┌────────

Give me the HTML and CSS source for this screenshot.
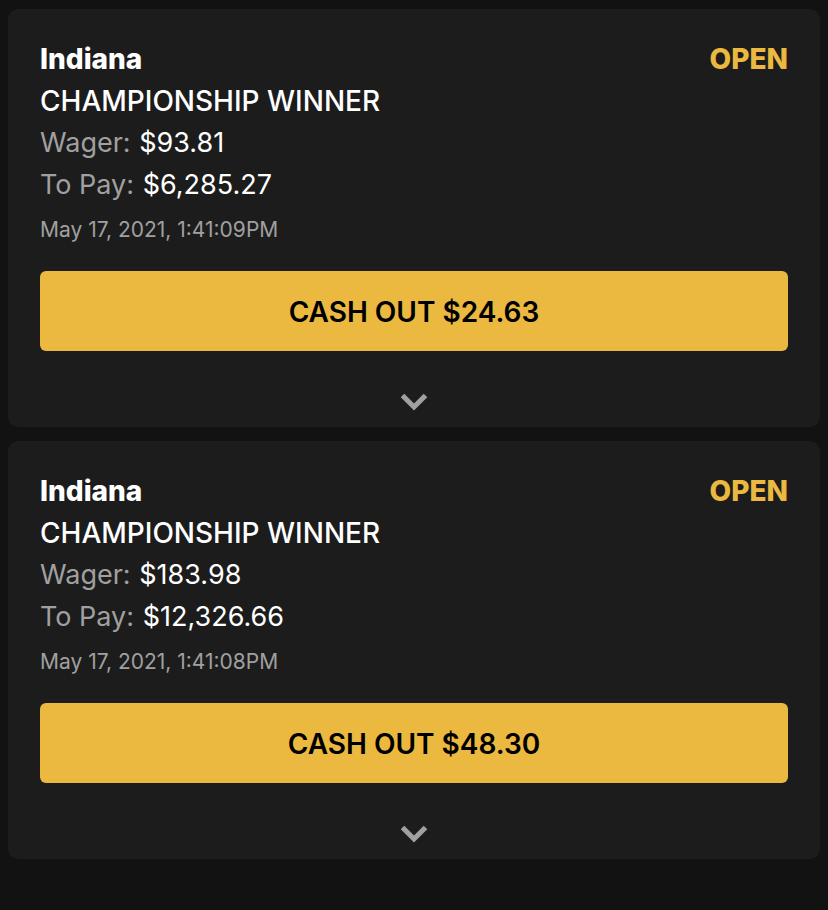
FILE: index.html
```html
<!DOCTYPE html>
<html lang="en">

<head>
    <meta charset="UTF-8">
    <meta name="viewport" content="width=device-width, initial-scale=1.0">
    <title>My Bets</title>
    <link rel="stylesheet" href="styles.css">
</head>

<body>
    <main class="bets">
        <article class="bet">
            <div class="bet-header">
                <h2 class="team">Indiana</h2>
                <span class="status">OPEN</span>
            </div>
            <div class="market">CHAMPIONSHIP WINNER</div>
            <div class="amount"><span class="label">Wager:</span> $93.81</div>
            <div class="amount"><span class="label">To Pay:</span> $6,285.27</div>
            <div class="date">May 17, 2021, 1:41:09PM</div>
            <button class="cash-out" type="button">CASH OUT $24.63</button>
            <button class="expand" type="button" aria-label="Show details">
                <svg class="chevron" viewBox="0 0 28 18"><path d="M2.500 2.500L14 14L25.500 2.500" /></svg>
            </button>
        </article>
        <article class="bet">
            <div class="bet-header">
                <h2 class="team">Indiana</h2>
                <span class="status">OPEN</span>
            </div>
            <div class="market">CHAMPIONSHIP WINNER</div>
            <div class="amount"><span class="label">Wager:</span> $183.98</div>
            <div class="amount"><span class="label">To Pay:</span> $12,326.66</div>
            <div class="date">May 17, 2021, 1:41:08PM</div>
            <button class="cash-out" type="button">CASH OUT $48.30</button>
            <button class="expand" type="button" aria-label="Show details">
                <svg class="chevron" viewBox="0 0 28 18"><path d="M2.500 2.500L14 14L25.500 2.500" /></svg>
            </button>
        </article>
    </main>
</body>

</html>
```

FILE: styles.css
```css
body {
    font-family: Inter, 'Liberation Sans', sans-serif;
    background-color: #121212;
    color: #ffffff;
    margin: 0;
}

.bets {
    display: flex;
    flex-direction: column;
    gap: 14px;
    padding: 9px 8px;
}

.bet {
    display: flex;
    flex-direction: column;
    padding: 29px 32px 7px;
    border-radius: 10px;
    background-color: #1c1c1c;
    font-size: 28px;
    line-height: 42px;
}

.bet-header {
    display: flex;
    justify-content: space-between;
}

.team {
    margin: 0;
    font-size: 28px;
    font-weight: 800;
}

.status {
    color: #ebb93f;
    font-weight: 800;
}

.market {
    font-weight: 500;
}

.amount {
    font-size: 27px;
}

.label {
    margin-right: 1px;
    color: #a0a0a0;
}

.date {
    margin-top: 6px;
    color: #a0a0a0;
    font-size: 21px;
    line-height: 36px;
}

.cash-out {
    height: 80px;
    margin-top: 23px;
    padding: 2px 0 0;
    border: 0;
    border-radius: 6px;
    background-color: #ebb93f;
    color: #000000;
    font-family: inherit;
    font-size: 28px;
    font-weight: 600;
    cursor: pointer;
}

.expand {
    display: flex;
    align-items: center;
    justify-content: center;
    height: 36px;
    margin-top: 33px;
    padding: 0;
    border: 0;
    background: none;
    color: #a0a0a0;
    cursor: pointer;
}

.chevron {
    width: 28px;
    height: 18px;
    fill: none;
    stroke: currentColor;
    stroke-width: 5;
}
```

└────────

WHAT TO DO:
Copy out each line word for word, please, skipping the images.

ANSWER FOR THIS EXERCISE:
Give me the HTML and CSS source for this screenshot.
FILE: index.html
```html
<!DOCTYPE html>
<html lang="en">

<head>
    <meta charset="UTF-8">
    <meta name="viewport" content="width=device-width, initial-scale=1.0">
    <title>My Bets</title>
    <link rel="stylesheet" href="styles.css">
</head>

<body>
    <main class="bets">
        <article class="bet">
            <div class="bet-header">
                <h2 class="team">Indiana</h2>
                <span class="status">OPEN</span>
            </div>
            <div class="market">CHAMPIONSHIP WINNER</div>
            <div class="amount"><span class="label">Wager:</span> $93.81</div>
            <div class="amount"><span class="label">To Pay:</span> $6,285.27</div>
            <div class="date">May 17, 2021, 1:41:09PM</div>
            <button class="cash-out" type="button">CASH OUT $24.63</button>
            <button class="expand" type="button" aria-label="Show details">
                <svg class="chevron" viewBox="0 0 28 18"><path d="M2.500 2.500L14 14L25.500 2.500" /></svg>
            </button>
        </article>
        <article class="bet">
            <div class="bet-header">
                <h2 class="team">Indiana</h2>
                <span class="status">OPEN</span>
            </div>
            <div class="market">CHAMPIONSHIP WINNER</div>
            <div class="amount"><span class="label">Wager:</span> $183.98</div>
            <div class="amount"><span class="label">To Pay:</span> $12,326.66</div>
            <div class="date">May 17, 2021, 1:41:08PM</div>
            <button class="cash-out" type="button">CASH OUT $48.30</button>
            <button class="expand" type="button" aria-label="Show details">
                <svg class="chevron" viewBox="0 0 28 18"><path d="M2.500 2.500L14 14L25.500 2.500" /></svg>
            </button>
        </article>
    </main>
</body>

</html>
```

FILE: styles.css
```css
body {
    font-family: Inter, 'Liberation Sans', sans-serif;
    background-color: #121212;
    color: #ffffff;
    margin: 0;
}

.bets {
    display: flex;
    flex-direction: column;
    gap: 14px;
    padding: 9px 8px;
}

.bet {
    display: flex;
    flex-direction: column;
    padding: 29px 32px 7px;
    border-radius: 10px;
    background-color: #1c1c1c;
    font-size: 28px;
    line-height: 42px;
}

.bet-header {
    display: flex;
    justify-content: space-between;
}

.team {
    margin: 0;
    font-size: 28px;
    font-weight: 800;
}

.status {
    color: #ebb93f;
    font-weight: 800;
}

.market {
    font-weight: 500;
}

.amount {
    font-size: 27px;
}

.label {
    margin-right: 1px;
    color: #a0a0a0;
}

.date {
    margin-top: 6px;
    color: #a0a0a0;
    font-size: 21px;
    line-height: 36px;
}

.cash-out {
    height: 80px;
    margin-top: 23px;
    padding: 2px 0 0;
    border: 0;
    border-radius: 6px;
    background-color: #ebb93f;
    color: #000000;
    font-family: inherit;
    font-size: 28px;
    font-weight: 600;
    cursor: pointer;
}

.expand {
    display: flex;
    align-items: center;
    justify-content: center;
    height: 36px;
    margin-top: 33px;
    padding: 0;
    border: 0;
    background: none;
    color: #a0a0a0;
    cursor: pointer;
}

.chevron {
    width: 28px;
    height: 18px;
    fill: none;
    stroke: currentColor;
    stroke-width: 5;
}
```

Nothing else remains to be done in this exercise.